Once you've had your worms for a while, you'll get a feel for what they like to eat and what they don't. You'll also know how much to feed them and when. If your bin starts to smell bad, you're either feeding them so much that they can't keep up, or you're not burying the food well enough under the bedding.

Established bins that are healthy begin to reproduce worms and attract other decomposers. If you see other insects crawling around in there, don't be worried. It's OK unless there are a lot of flies hanging around. If you have a lid on your worm bin and bury your food well, you should not have to worry about flies or maggots. These other insects are helping the process, making sure that you can compost even more of your organic waste. After a while, you may also see tiny white sacks that may appear to be maggots. These are actually worm egg sacks -- or possibly even baby worms.

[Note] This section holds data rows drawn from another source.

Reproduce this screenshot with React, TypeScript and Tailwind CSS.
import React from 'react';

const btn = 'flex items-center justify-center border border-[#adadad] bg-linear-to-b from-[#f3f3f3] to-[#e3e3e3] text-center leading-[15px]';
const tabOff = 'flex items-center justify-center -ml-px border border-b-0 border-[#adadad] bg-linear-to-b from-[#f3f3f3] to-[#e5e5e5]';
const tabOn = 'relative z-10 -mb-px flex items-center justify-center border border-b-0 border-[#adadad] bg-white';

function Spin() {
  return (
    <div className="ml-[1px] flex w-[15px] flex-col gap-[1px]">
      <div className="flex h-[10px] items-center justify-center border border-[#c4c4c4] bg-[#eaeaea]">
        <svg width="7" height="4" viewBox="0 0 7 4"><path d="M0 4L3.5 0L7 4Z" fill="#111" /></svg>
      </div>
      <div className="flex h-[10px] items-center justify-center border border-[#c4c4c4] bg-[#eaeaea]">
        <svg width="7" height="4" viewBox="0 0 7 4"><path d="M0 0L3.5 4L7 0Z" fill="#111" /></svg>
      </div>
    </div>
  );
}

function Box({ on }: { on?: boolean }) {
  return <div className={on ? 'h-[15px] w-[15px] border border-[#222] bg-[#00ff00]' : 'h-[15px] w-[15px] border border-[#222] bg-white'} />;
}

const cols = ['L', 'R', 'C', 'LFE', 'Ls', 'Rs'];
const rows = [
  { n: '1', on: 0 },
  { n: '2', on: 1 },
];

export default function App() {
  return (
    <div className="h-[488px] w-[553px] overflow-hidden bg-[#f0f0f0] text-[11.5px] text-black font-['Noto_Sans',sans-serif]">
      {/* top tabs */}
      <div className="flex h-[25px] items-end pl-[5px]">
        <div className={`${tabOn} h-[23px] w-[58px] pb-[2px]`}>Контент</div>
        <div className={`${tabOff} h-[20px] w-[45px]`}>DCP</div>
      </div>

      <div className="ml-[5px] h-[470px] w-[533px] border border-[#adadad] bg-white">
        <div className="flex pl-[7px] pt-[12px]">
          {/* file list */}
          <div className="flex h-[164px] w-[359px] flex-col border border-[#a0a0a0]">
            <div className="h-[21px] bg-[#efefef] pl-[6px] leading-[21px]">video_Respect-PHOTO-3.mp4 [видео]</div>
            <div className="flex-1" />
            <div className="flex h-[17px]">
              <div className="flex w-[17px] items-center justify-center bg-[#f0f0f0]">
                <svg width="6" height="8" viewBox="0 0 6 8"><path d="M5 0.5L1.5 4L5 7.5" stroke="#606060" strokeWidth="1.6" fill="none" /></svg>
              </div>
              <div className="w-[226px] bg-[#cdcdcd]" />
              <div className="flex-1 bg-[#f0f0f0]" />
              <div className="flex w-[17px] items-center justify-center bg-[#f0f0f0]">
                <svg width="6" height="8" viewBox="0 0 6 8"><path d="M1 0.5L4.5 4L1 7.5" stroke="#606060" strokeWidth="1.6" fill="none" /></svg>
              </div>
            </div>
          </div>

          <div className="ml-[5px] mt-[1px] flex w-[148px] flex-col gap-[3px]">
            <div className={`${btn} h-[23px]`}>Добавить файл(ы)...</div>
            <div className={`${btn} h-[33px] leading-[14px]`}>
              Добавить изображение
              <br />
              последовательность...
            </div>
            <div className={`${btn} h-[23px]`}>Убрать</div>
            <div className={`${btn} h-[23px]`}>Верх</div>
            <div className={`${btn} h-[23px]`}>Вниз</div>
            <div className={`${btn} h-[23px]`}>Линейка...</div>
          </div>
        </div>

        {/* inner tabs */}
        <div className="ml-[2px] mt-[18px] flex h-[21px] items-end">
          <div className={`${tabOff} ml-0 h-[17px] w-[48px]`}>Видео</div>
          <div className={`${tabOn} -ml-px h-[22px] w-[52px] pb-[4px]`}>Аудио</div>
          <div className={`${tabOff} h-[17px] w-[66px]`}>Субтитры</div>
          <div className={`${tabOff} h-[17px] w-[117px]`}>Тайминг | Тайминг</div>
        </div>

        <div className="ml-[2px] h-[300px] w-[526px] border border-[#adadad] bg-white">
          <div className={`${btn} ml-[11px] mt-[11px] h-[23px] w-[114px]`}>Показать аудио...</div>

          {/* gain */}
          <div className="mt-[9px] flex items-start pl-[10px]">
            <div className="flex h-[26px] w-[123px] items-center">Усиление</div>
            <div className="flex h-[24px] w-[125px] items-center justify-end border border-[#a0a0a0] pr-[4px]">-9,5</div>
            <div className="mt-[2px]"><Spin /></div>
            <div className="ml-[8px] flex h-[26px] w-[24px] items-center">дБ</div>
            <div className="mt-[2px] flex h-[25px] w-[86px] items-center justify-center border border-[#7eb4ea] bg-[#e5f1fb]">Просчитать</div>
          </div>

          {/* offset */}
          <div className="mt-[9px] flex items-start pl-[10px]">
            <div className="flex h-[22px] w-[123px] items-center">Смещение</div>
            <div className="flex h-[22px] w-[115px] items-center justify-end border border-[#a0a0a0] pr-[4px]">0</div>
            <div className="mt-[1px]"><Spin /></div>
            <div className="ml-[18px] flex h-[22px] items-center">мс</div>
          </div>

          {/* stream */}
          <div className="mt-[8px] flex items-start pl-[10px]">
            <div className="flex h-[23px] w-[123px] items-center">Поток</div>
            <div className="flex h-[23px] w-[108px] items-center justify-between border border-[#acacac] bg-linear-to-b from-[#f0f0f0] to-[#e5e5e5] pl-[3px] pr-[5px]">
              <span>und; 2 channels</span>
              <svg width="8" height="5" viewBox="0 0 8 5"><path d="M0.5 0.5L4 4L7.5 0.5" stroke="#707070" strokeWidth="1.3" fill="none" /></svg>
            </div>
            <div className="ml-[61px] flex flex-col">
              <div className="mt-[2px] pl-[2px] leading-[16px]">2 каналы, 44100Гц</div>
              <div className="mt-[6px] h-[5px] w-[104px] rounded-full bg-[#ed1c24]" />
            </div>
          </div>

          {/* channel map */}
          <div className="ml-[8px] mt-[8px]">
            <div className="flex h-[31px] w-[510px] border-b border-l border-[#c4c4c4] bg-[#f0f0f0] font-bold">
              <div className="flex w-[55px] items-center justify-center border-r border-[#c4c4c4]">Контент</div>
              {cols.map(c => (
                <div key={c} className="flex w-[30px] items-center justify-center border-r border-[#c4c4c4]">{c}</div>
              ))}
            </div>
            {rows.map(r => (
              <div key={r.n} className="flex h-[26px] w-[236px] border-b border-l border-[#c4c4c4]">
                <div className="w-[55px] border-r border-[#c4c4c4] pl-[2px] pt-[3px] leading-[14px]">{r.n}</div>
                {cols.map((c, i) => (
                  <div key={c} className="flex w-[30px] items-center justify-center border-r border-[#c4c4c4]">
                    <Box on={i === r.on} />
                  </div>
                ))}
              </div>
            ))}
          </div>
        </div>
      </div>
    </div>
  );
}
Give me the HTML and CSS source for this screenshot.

Your worm population should double in size every three months or so. When this happens, you can build new worm bins and transfer some worms over if they get to be too much for one area. If you feel that you can't keep up with the feeding schedule, you have a few different options. Teach your neighbors how to compost and donate some worms to them, set your worms free -- although this is a waste of really good worms -- or go fishing. They make great bait.